I always make mine slowly, pour the cream over the chocolate, let it sit, then stir, but it's not actually as important as we make it out to be.
Some of the top chocolatiers in the world use a food processor, so does rose beranbaum, (someone us cakers are a little more familiar with, lol).
I would heat the whole thing over a bain marie, add a little more heated cream, and whisk like a mad woman.
I too have had this happen to me a couple of times. I think it's when the cream is overheated. i always heat my cream in the microwave, but a couple of times it has overboiled and split when I added the chocolate. One cake I did had a layer of 'fat/copha' on it when i woke up in the morning. tastes fine but looks terrible. good luck
I shock a lot of people when I make ganache, I just bring the cream to the boil take it off the heat just before it starts to boil up , and then stir in the chocolate. No bain maries , no double boilers. It works perfectly everytime.
I also prefer to use a 40-50 % chocolate you have a lot less failure rate or chance of it splitting , it also tastes nicer in my opinion.
AHere is a scientific explanation of ganache. I think you have too much chocolate and not enough cream. Also, try adding the chocolate to the cream as others have suggested.
AIn my opinion, the chocolate and cream mixture got too hot and separated. I had that happen several years ago and no matter what I tried I couldn't fix it.
The other day I needed to make some milk chocolate ganache and decided to try several different chocolate to cream ratios and see what happens.
My chocolate was Ghiradelli double chocolate candy making and dipping bar, comes in 2.5 lb bars.
I made a 8 oz. chocolate to 8oz. heavy cream, by weight not volume. The next was. 16 oz. chocolate to 8 oz. heavy cream. Third was Collette Peters Truffle Filling Recipe which was 12 oz. chocolate to 8 oz. heavy cream.

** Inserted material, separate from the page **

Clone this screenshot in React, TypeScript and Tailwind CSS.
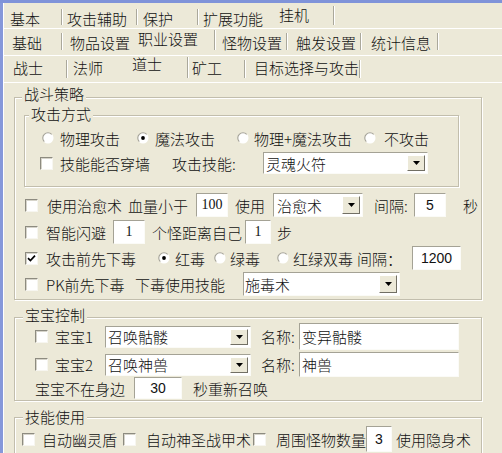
import React from "react";

type TabProps = { label: string; w: string; txt: string; sep?: string };

function Tab({ label, w, txt, sep }: TabProps) {
  return (
    <div className={`flex shrink-0 ${w}`}>
      <div className={`flex-1 flex items-center whitespace-nowrap ${txt}`}>{label}</div>
      {sep ? (
        <div className={`self-end w-[2px] shrink-0 border-l border-l-[#aaa89b] border-r border-r-white ${sep}`} />
      ) : null}
    </div>
  );
}

function Group({
  label,
  cls,
  labelCls,
  children,
}: {
  label: string;
  cls: string;
  labelCls: string;
  children?: React.ReactNode;
}) {
  return (
    <div
      className={`relative shrink-0 flex flex-col border border-[#c2bead] shadow-[inset_1px_1px_0_#ffffff,1px_1px_0_#ffffff] ${cls}`}
    >
      <span className={`absolute px-[2px] bg-[#ece9d8] leading-none whitespace-nowrap ${labelCls}`}>{label}</span>
      {children}
    </div>
  );
}

function Check({ checked, cls = "" }: { checked?: boolean; cls?: string }) {
  return (
    <div
      className={`w-[13px] h-[13px] shrink-0 bg-white border border-t-[#8d8b80] border-l-[#8d8b80] border-r-[#f7f6f0] border-b-[#f7f6f0] shadow-[inset_1px_1px_0_#d6d4ca] flex items-center justify-center ${cls}`}
    >
      {checked ? (
        <svg width="9" height="9" viewBox="0 0 9 9">
          <path d="M1 4.2 L3.4 6.6 L8 1.6" stroke="#000" strokeWidth="1.7" fill="none" />
        </svg>
      ) : null}
    </div>
  );
}

function Radio({ checked, cls = "" }: { checked?: boolean; cls?: string }) {
  return (
    <svg width="12" height="12" viewBox="0 0 12 12" className={`shrink-0 ${cls}`}>
      <circle cx="6" cy="6" r="5.5" fill="#ffffff" />
      <path d="M2.3 9.7 A5.2 5.2 0 0 1 9.7 2.3" stroke="#a3a195" strokeWidth="1.1" fill="none" />
      {checked ? <circle cx="6" cy="6" r="1.9" fill="#000" /> : null}
    </svg>
  );
}

function Field({ cls, children, num }: { cls: string; children?: React.ReactNode; num?: string }) {
  return (
    <div
      className={`shrink-0 bg-white border border-t-[#a4a295] border-l-[#a4a295] border-r-[#fbfbf7] border-b-[#fbfbf7] flex items-center whitespace-nowrap ${
        num ? `justify-center ${num}` : "pl-[2px]"
      } ${cls}`}
    >
      {children}
    </div>
  );
}

function Select({ cls, text, pl = "pl-[2px]" }: { cls: string; text: string; pl?: string }) {
  return (
    <div
      className={`shrink-0 bg-white border border-t-[#a4a295] border-l-[#a4a295] border-r-[#fbfbf7] border-b-[#fbfbf7] flex items-center justify-between ${cls}`}
    >
      <span className={`whitespace-nowrap ${pl}`}>{text}</span>
      <div className="w-[18px] self-stretch my-[2px] mr-[2px] bg-[#ece9d8] border border-t-white border-l-white border-r-[#716f64] border-b-[#716f64] flex items-center justify-center">
        <svg width="7" height="4" viewBox="0 0 7 4">
          <path d="M0 0 H7 L3.5 4 Z" fill="#000" />
        </svg>
      </div>
    </div>
  );
}

const sans = "font-['Liberation_Sans',sans-serif] text-[14px]";
const serif = "font-['Liberation_Serif',serif] text-[14px]";

export default function App() {
  return (
    <div className="w-[502px] h-[453px] overflow-hidden bg-[#ece9d8] flex flex-col font-['Noto_Sans_CJK_SC','Noto_Sans',sans-serif] font-light text-[15px] leading-none text-[#111]">
      <div className="h-[3px] shrink-0 bg-[#7f93d9]" />
      <div className="flex flex-1 min-h-0">
        <div className="w-[3px] shrink-0 bg-[#8698da]" />
        <div className="w-[1px] shrink-0 bg-white" />
        <div className="flex-1 flex flex-col min-w-0">
          {/* tab row 1 */}
          <div className="flex h-[25px] shrink-0">
            <Tab label="基本" w="w-[59px]" txt="pl-[6px] pt-[6px]" sep="h-[16px] mb-[3px]" />
            <Tab label="攻击辅助" w="w-[75px]" txt="pl-[4px] pt-[6px]" sep="h-[16px] mb-[3px]" />
            <Tab label="保护" w="w-[61px]" txt="pl-[5px] pt-[6px]" sep="h-[16px] mb-[3px]" />
            <Tab label="扩展功能" w="w-[68px]" txt="pl-[4px] pt-[6px]" />
            <Tab label="挂机" w="w-[68px]" txt="pl-[12px] pb-[3px]" sep="h-[19px] mb-[3px]" />
          </div>
          {/* tab row 2 */}
          <div className="flex h-[27px] shrink-0 border-t border-white">
            <Tab label="基础" w="w-[59px]" txt="pl-[8px]" sep="h-[17px] mb-[5px]" />
            <Tab label="物品设置" w="w-[72px]" txt="pl-[7px]" />
            <Tab label="职业设置" w="w-[81px]" txt="pl-[3px] pb-[7px]" sep="h-[20px] mb-[5px]" />
            <Tab label="怪物设置" w="w-[72px]" txt="pl-[6px]" sep="h-[17px] mb-[5px]" />
            <Tab label="触发设置" w="w-[74px]" txt="pl-[8px]" sep="h-[17px] mb-[5px]" />
            <Tab label="统计信息" w="w-[77px]" txt="pl-[9px]" sep="h-[17px] mb-[5px]" />
          </div>
          {/* tab row 3 */}
          <div className="flex h-[27px] shrink-0 border-t border-white">
            <Tab label="战士" w="w-[64px]" txt="pl-[9px] pb-[3px]" sep="h-[18px] mb-[4px]" />
            <Tab label="法师" w="w-[57px]" txt="pl-[5px] pb-[3px]" />
            <Tab label="道士" w="w-[64px]" txt="pl-[7px] pb-[11px]" sep="h-[21px] mb-[4px]" />
            <Tab label="矿工" w="w-[57px]" txt="pl-[3px] pb-[3px]" sep="h-[18px] mb-[4px]" />
            <Tab label="目标选择与攻击" w="w-[114px]" txt="pl-[8px] pb-[3px]" sep="h-[18px] mb-[4px]" />
          </div>

          {/* page */}
          <div className="flex-1 flex flex-col border-t border-white pl-[10px]">
            {/* 战斗策略 */}
            <Group label="战斗策略" cls="mt-[14px] w-[468px] h-[203px]" labelCls="-top-[12px] left-[7px]">
              <Group label="攻击方式" cls="ml-[9px] mt-[17px] w-[435px] h-[72px]" labelCls="-top-[10px] left-[4px]">
                <div className="mt-[12px] h-[20px] flex items-center">
                  <Radio cls="ml-[17px]" />
                  <span className="ml-[6px] w-[77px] shrink-0 whitespace-nowrap">物理攻击</span>
                  <Radio checked />
                  <span className="ml-[6px] w-[82px] shrink-0 whitespace-nowrap">魔法攻击</span>
                  <Radio />
                  <span className="ml-[5px] w-[110px] shrink-0 whitespace-nowrap">物理+魔法攻击</span>
                  <Radio />
                  <span className="ml-[8px] whitespace-nowrap">不攻击</span>
                </div>
                <div className="mt-[4px] h-[22px] flex items-center">
                  <Check cls="ml-[15px]" />
                  <span className="ml-[7px] w-[112px] shrink-0 whitespace-nowrap">技能能否穿墙</span>
                  <span className="w-[91px] shrink-0 whitespace-nowrap">攻击技能:</span>
                  <Select cls="w-[165px] h-[22px]" text="灵魂火符" />
                </div>
              </Group>

              <div className="mt-[5px] pl-[10px] flex flex-col">
                <div className="h-[26px] flex items-center">
                  <Check />
                  <span className="ml-[9px] w-[81px] shrink-0 whitespace-nowrap">使用治愈术</span>
                  <span className="w-[68px] shrink-0 whitespace-nowrap">血量小于</span>
                  <Field cls="w-[32px] h-[24px]" num={serif}>100</Field>
                  <span className="ml-[7px] w-[38px] shrink-0 whitespace-nowrap">使用</span>
                  <Select cls="w-[90px] h-[24px]" text="治愈术" pl="pl-[3px]" />
                  <span className="ml-[11px] w-[40px] shrink-0 whitespace-nowrap">间隔:</span>
                  <Field cls="w-[32px] h-[24px]" num={sans}>5</Field>
                  <span className="ml-[17px] whitespace-nowrap">秒</span>
                </div>
                <div className="mt-[1px] h-[26px] flex items-center">
                  <Check />
                  <span className="ml-[8px] w-[67px] shrink-0 whitespace-nowrap">智能闪避</span>
                  <Field cls="w-[32px] h-[24px]" num={serif}>1</Field>
                  <span className="ml-[7px] w-[93px] shrink-0 whitespace-nowrap">个怪距离自己</span>
                  <Field cls="w-[26px] h-[24px]" num={serif}>1</Field>
                  <span className="ml-[6px] whitespace-nowrap">步</span>
                </div>
                <div className="h-[26px] flex items-center">
                  <Check checked />
                  <span className="ml-[8px] w-[112px] shrink-0 whitespace-nowrap">攻击前先下毒</span>
                  <Radio checked />
                  <span className="ml-[5px] w-[39px] shrink-0 whitespace-nowrap">红毒</span>
                  <Radio />
                  <span className="ml-[4px] w-[47px] shrink-0 whitespace-nowrap">绿毒</span>
                  <Radio />
                  <span className="ml-[4px] w-[64px] shrink-0 whitespace-nowrap">红绿双毒</span>
                  <span className="w-[55px] shrink-0 whitespace-nowrap">间隔：</span>
                  <Field cls="w-[49px] h-[24px]" num={sans}>1200</Field>
                </div>
                <div className="h-[26px] flex items-center">
                  <Check />
                  <span className="ml-[8px] w-[89px] shrink-0 whitespace-nowrap">PK前先下毒</span>
                  <span className="w-[108px] shrink-0 whitespace-nowrap">下毒使用技能</span>
                  <Select cls="w-[157px] h-[24px]" text="施毒术" pl="pl-[1px]" />
                </div>
              </div>
            </Group>

            {/* 宝宝控制 */}
            <Group label="宝宝控制" cls="mt-[17px] w-[468px] h-[84px]" labelCls="-top-[11px] left-[8px]">
              <div className="mt-[5px] h-[27px] flex items-center">
                <Check cls="ml-[20px]" />
                <span className="ml-[7px] w-[50px] shrink-0 whitespace-nowrap">宝宝1</span>
                <Select cls="w-[146px] h-[22px]" text="召唤骷髅" />
                <span className="ml-[10px] w-[38px] shrink-0 whitespace-nowrap">名称:</span>
                <Field cls="w-[160px] h-[27px]">变异骷髅</Field>
              </div>
              <div className="mt-[2px] h-[25px] flex items-center">
                <Check cls="ml-[20px]" />
                <span className="ml-[7px] w-[50px] shrink-0 whitespace-nowrap">宝宝2</span>
                <Select cls="w-[146px] h-[22px]" text="召唤神兽" />
                <span className="ml-[10px] w-[38px] shrink-0 whitespace-nowrap">名称:</span>
                <Field cls="w-[160px] h-[25px]">神兽</Field>
              </div>
              <div className="h-[22px] flex items-center">
                <span className="ml-[20px] w-[99px] shrink-0 whitespace-nowrap">宝宝不在身边</span>
                <Field cls="w-[48px] h-[22px]" num={sans}>30</Field>
                <span className="ml-[11px] whitespace-nowrap">秒重新召唤</span>
              </div>
            </Group>

            {/* 技能使用 */}
            <Group label="技能使用" cls="mt-[16px] w-[468px] h-[60px]" labelCls="-top-[9px] left-[8px]">
              <div className="mt-[8px] h-[26px] flex items-center">
                <Check cls="ml-[7px]" />
                <span className="ml-[7px] w-[81px] shrink-0 whitespace-nowrap">自动幽灵盾</span>
                <Check />
                <span className="ml-[10px] w-[107px] shrink-0 whitespace-nowrap">自动神圣战甲术</span>
                <Check />
                <span className="ml-[10px] w-[90px] shrink-0 whitespace-nowrap">周围怪物数量</span>
                <Field cls="w-[26px] h-[26px]" num={sans}>3</Field>
                <span className="ml-[4px] whitespace-nowrap">使用隐身术</span>
              </div>
            </Group>
          </div>
        </div>
      </div>
    </div>
  );
}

Method: I started the cream heating while I was chopping and measuring the chocolate into a glass bowl. Just as the cream started to simmer I removed it from the heat and poured it over the chocolate, agitated the bowl a little to make sure the chocolate was all covered by the cream, and let it sit for 10 minutes. Then I used a whisk and started mixing until well combined and silky. Then I used my immersion blender and blended it well to make sure all the chocolate was melted. I prefer using the immersion blender because I only have one small thing to wash compared to using my food processor:) When cooled to room temp, I covered each bowl with plastic wrap and left on the counter overnight.
Here's my results:
8oz chocolate to 8 oz cream - was very much like chocolate syrup while warm, and very similar to slightly warm peanut butter when the ganache cooled. I used this to crumb coat a cake and while it covered the cake, the chocolate shell was thin and would be suitable for use under fondant as it does not provided a good firm chocolate shell that was completely smooth.

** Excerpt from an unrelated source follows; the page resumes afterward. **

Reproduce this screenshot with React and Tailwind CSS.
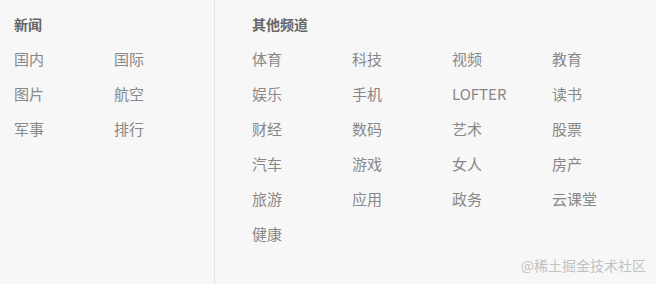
import React from 'react';

const news = ['国内', '国际', '图片', '航空', '军事', '排行'];
const others = [
  '体育', '科技', '视频', '教育',
  '娱乐', '手机', 'LOFTER', '读书',
  '财经', '数码', '艺术', '股票',
  '汽车', '游戏', '女人', '房产',
  '旅游', '应用', '政务', '云课堂',
  '健康',
];

export default function App() {
  return (
    <div
      className="relative flex w-[656px] h-[284px] bg-[#f7f7f8] overflow-hidden"
      style={{ fontFamily: '"Microsoft YaHei", "Noto Sans CJK SC", sans-serif' }}
    >
      {/* left: 新闻 */}
      <div className="w-[215px] shrink-0 pl-[14px] pt-[7px] border-r border-[#e2e2e2]">
        <div className="h-[34px] leading-[35px] text-[14px] font-bold text-[#666]">新闻</div>
        <div className="grid grid-cols-[100px_100px]">
          {news.map((n) => (
            <div key={n} className="h-[35px] leading-[35px] text-[15px] text-[#888]">{n}</div>
          ))}
        </div>
      </div>

      {/* right: 其他频道 */}
      <div className="flex-1 pl-[37px] pt-[7px]">
        <div className="h-[34px] leading-[35px] text-[14px] font-bold text-[#666]">其他频道</div>
        <div className="grid grid-cols-[100px_100px_100px_100px]">
          {others.map((n) => (
            <div key={n} className="h-[35px] leading-[35px] text-[15px] text-[#888]">{n}</div>
          ))}
        </div>
      </div>

      <div className="absolute right-[10px] bottom-[8px] text-[14px] text-[#c2c2c2]">@稀土掘金技术社区</div>
    </div>
  );
}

16 oz. chocolate to 8 oz. cream - this was very thick, while warm and hard when it cooled. This would be a great chocolate truffle recipe because it is so smooth and the chocolate flavor was great, and very silky.

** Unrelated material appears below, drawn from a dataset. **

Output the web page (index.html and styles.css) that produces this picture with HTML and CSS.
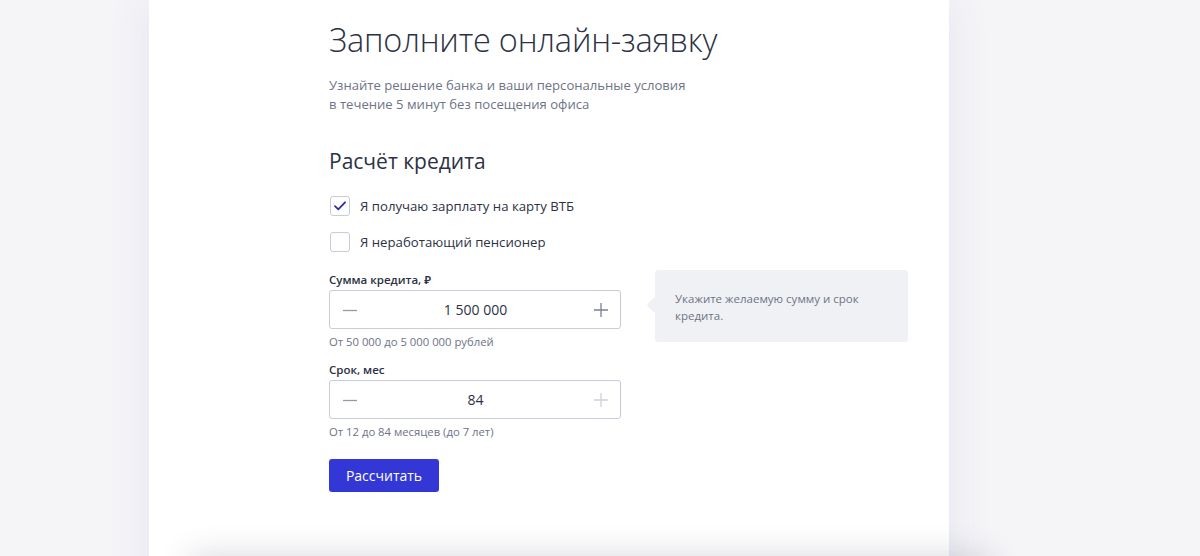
FILE: index.html
```html
<!DOCTYPE html>
<html lang="ru">
<head>
<meta charset="utf-8">
<title>Заполните онлайн-заявку</title>
<link rel="stylesheet" href="styles.css">
</head>
<body>
<div class="page">
  <main class="card">
    <div class="content">
      <h1 class="title">Заполните онлайн-заявку</h1>
      <p class="subtitle">Узнайте решение банка и ваши персональные условия<br>в течение 5 минут без посещения офиса</p>
      <h2 class="section">Расчёт кредита</h2>
      <label class="check first">
        <span class="box checked"><svg width="12" height="10" viewBox="0 0 12 10"><path d="M1 5.2 L4.3 8.4 L11 1.3" fill="none" stroke="#2b2f9e" stroke-width="1.8" stroke-linecap="round" stroke-linejoin="round"/></svg></span>
        <span class="check-text">Я получаю зарплату на карту ВТБ</span>
      </label>
      <label class="check">
        <span class="box"></span>
        <span class="check-text">Я неработающий пенсионер</span>
      </label>
      <div class="calc">
        <div class="fields">
          <div class="field">
            <div class="label">Сумма кредита, ₽</div>
            <div class="stepper">
              <span class="btn-step"><svg width="14" height="14" viewBox="0 0 14 14"><path d="M0 7.5 H14" stroke="#9599ac" stroke-width="1.3"/></svg></span>
              <span class="value">1 500 000</span>
              <span class="btn-step"><svg width="14" height="14" viewBox="0 0 14 14"><path d="M0 7 H14 M7 0 V14" stroke="#7a7f94" stroke-width="1.3"/></svg></span>
            </div>
            <div class="hint">От 50 000 до 5 000 000 рублей</div>
          </div>
          <div class="field">
            <div class="label">Срок, мес</div>
            <div class="stepper">
              <span class="btn-step"><svg width="14" height="14" viewBox="0 0 14 14"><path d="M0 7.5 H14" stroke="#9599ac" stroke-width="1.3"/></svg></span>
              <span class="value">84</span>
              <span class="btn-step"><svg width="14" height="14" viewBox="0 0 14 14"><path d="M0 7 H14 M7 0 V14" stroke="#d0d2dc" stroke-width="1.3"/></svg></span>
            </div>
            <div class="hint">От 12 до 84 месяцев (до 7 лет)</div>
          </div>
          <button class="submit">Рассчитать</button>
        </div>
        <div class="tip">Укажите желаемую сумму и срок кредита.</div>
      </div>
    </div>
  </main>
  <div class="next"></div>
</div>
</body>
</html>
```
FILE: styles.css
```css
* { box-sizing: border-box; }
html, body { margin: 0; padding: 0; }
body {
  background: #f5f5f8;
  font-family: "Open Sans", "Noto Sans", sans-serif;
  color: #2c3244;
  overflow: hidden;
  height: 556px;
}
.page {
  position: relative;
  width: 1200px;
  height: 556px;
  overflow: hidden;
}
.card {
  margin-left: 149px;
  width: 800px;
  height: 600px;
  background: #fff;
  box-shadow: 0 0 40px rgba(70, 70, 150, 0.10);
  padding-left: 180px;
  padding-top: 18px;
}
.content { width: 580px; }
.title {
  margin: 0;
  font-size: 32.5px;
  font-weight: 300;
  line-height: 44px;
  color: #2c3244;
  letter-spacing: -0.2px;
}
.subtitle {
  margin: 14px 0 0;
  font-size: 13.1px;
  line-height: 19px;
  color: #6e7386;
}
.section {
  margin: 32px 0 0;
  font-size: 21px;
  font-weight: 400;
  line-height: 30px;
  color: #2c3244;
}
.check {
  display: flex;
  align-items: center;
  gap: 10px;
  height: 20px;
  margin-top: 16px;
}
.check.first { margin-top: 20px; }
.box {
  width: 20px;
  height: 20px;
  border: 1px solid #c8cbd8;
  border-radius: 3px;
  display: flex;
  align-items: center;
  justify-content: center;
  margin-left: 1px;
}
.check-text {
  font-size: 13.2px;
  color: #2c3244;
}
.calc {
  display: flex;
  gap: 34px;
  margin-top: 19px;
}
.fields { width: 292px; }
.field { margin-bottom: 11px; }
.field + .field { margin-bottom: 19px; }
.label {
  font-size: 11.5px;
  font-weight: 600;
  line-height: 18px;
  color: #2c3244;
}
.stepper {
  margin-top: 1px;
  height: 39px;
  border: 1px solid #c8cbd8;
  border-radius: 3px;
  display: flex;
  align-items: center;
  justify-content: space-between;
  padding: 0 12px 0 13px;
}
.btn-step { display: flex; width: 14px; height: 14px; }
.value {
  font-size: 14px;
  color: #2c3244;
}
.hint {
  margin-top: 5px;
  font-size: 11.3px;
  line-height: 16px;
  color: #6e7386;
}
.submit {
  display: block;
  width: 110px;
  height: 33px;
  border: none;
  border-radius: 3px;
  background: #3337d6;
  color: #fff;
  font-family: inherit;
  font-size: 14px;
  padding: 0;
}
.tip {
  position: relative;
  align-self: flex-start;
  width: 253px;
  height: 72px;
  margin-top: -1px;
  background: #f0f1f4;
  border-radius: 3px;
  padding: 20px 20px 0;
  font-size: 11.5px;
  line-height: 17px;
  color: #6e7386;
}
.tip::before {
  content: "";
  position: absolute;
  left: -6px;
  top: 29px;
  width: 12px;
  height: 12px;
  background: #f0f1f4;
  transform: rotate(45deg);
  border-radius: 2px;
}
.next {
  position: absolute;
  left: 190px;
  top: 560px;
  width: 800px;
  height: 100px;
  background: #fff;
  box-shadow: 0 -4px 30px rgba(40, 40, 70, 0.18);
}
```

12 oz. chocolate to 8 oz. cream - this was like a thicker chocolate syrup when warm, and like a slightly thicker peanut butter when cooled. I was able to use this ganache right out of the bowl to cover my cakes with and it made a good chocolate shell on the cakes. Great for covering with fondant. If it is too thick for you, you can heat it up ever so slightly in the microwave, stir really well and it is good to go. Really easy to smooth out. I could eat this version out of the bowl with a spoon...lol.
Hope that helps:) Pam
I use RLB's technique. It requires a little more cleanup, (food processor bowl) but is always perfect and silky smooth. Cut chocolate into fairly small chunks, and put your chocolate in a food processor and process until fine. Heat the cream to boiling (put it in the microwave, but watch it carefully or it will boil over and make a mess). With the processor running, pour the hot cream slowly into the chocolate, using the feed tube. Continue to process a little longer until perfectly smooth. It is really beautiful, no unmelted specks or chunks and sooooo smooth. I have never had any problems, and I have used this with different ratios for poured ganache, whipped ganache, or frosting/filling. I have used all kinds of chocolate, and often throw in all different kinds of odd types and pieces to use them up. HTH
AJust found this info in the Bouchon Bakery cookbook.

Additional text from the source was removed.